I recall playing a game that I had from source in QuickBASIC (probably 4.5, but maybe it was earlier QBASIC) during the mid-to-late 90s that I keep wanting to revisit. Unfortunately, due to the premise, it is difficult to search for as a lot of "lander" type games get mixed up in the results.
This game was not of the "moon lander" type, however it did involve landing a rocket on the moon. It was mostly black and white with small amounts of color, the graphics were all just line drawings. It was as much a simulator as it was a game (although I cannot vouch for how accurate it was).
The premise was that you needed to launch your rocket from Earth, fly to the moon, land, then take-off, and fly back to Earth, landing once more. I never made it past landing on the moon, and that bothers me to this day. There was a limited fuel supply, and gravity was factored in, making things quite difficult. As I recall, it was rather easy to incur damage during the lunar landing stage.
Otherwise, I remember that the screen was split into a few segments, one showing data (fuel, damage, gravitational pull, distance travelled, this kind of thing), another showing the direction the rocket was facing and amount of power being applied from the various thrusters, and I believe there was a larger segment that showed the surroundings of the rocket (e.g. the Moon or Earth, in 2D, when you were near enough to it) and there was a line showing your projected path, that would change as you applied thrust or fell within the reach of gravity.

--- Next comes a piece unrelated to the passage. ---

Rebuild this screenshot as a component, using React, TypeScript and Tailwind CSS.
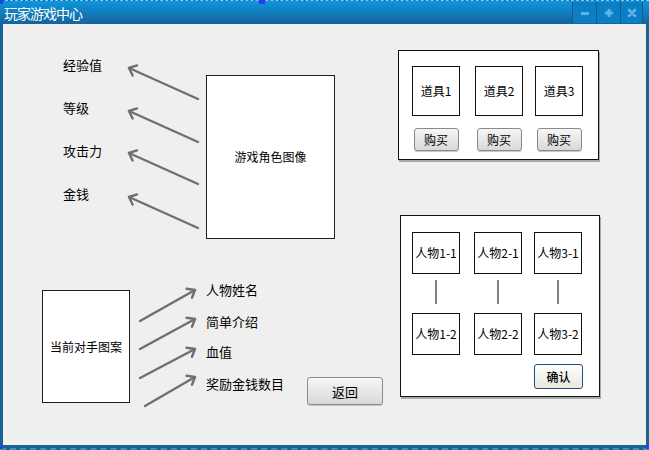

I would likely have downloaded it (using my dialup modem!) as a part of a pack of QBASIC/QuickBasic) games from any one of a bunch of sites that I cannot remember. I do seem to have a feeling that it came in a zip file that contained 100 games. That particular pack allowed me to learn a lot about programming in QuickBASIC, but I unfortunately lost it, and my entire life's work up to that point, during the great hard drive crash of 2003 (when I learned a lot about the importance of backups!).
I played this on my 486 running Windows 3.11 for Workgroups, but I seem to recall that it behaved far better when running from MS-DOS (5.0, and later, 6) without Windows running.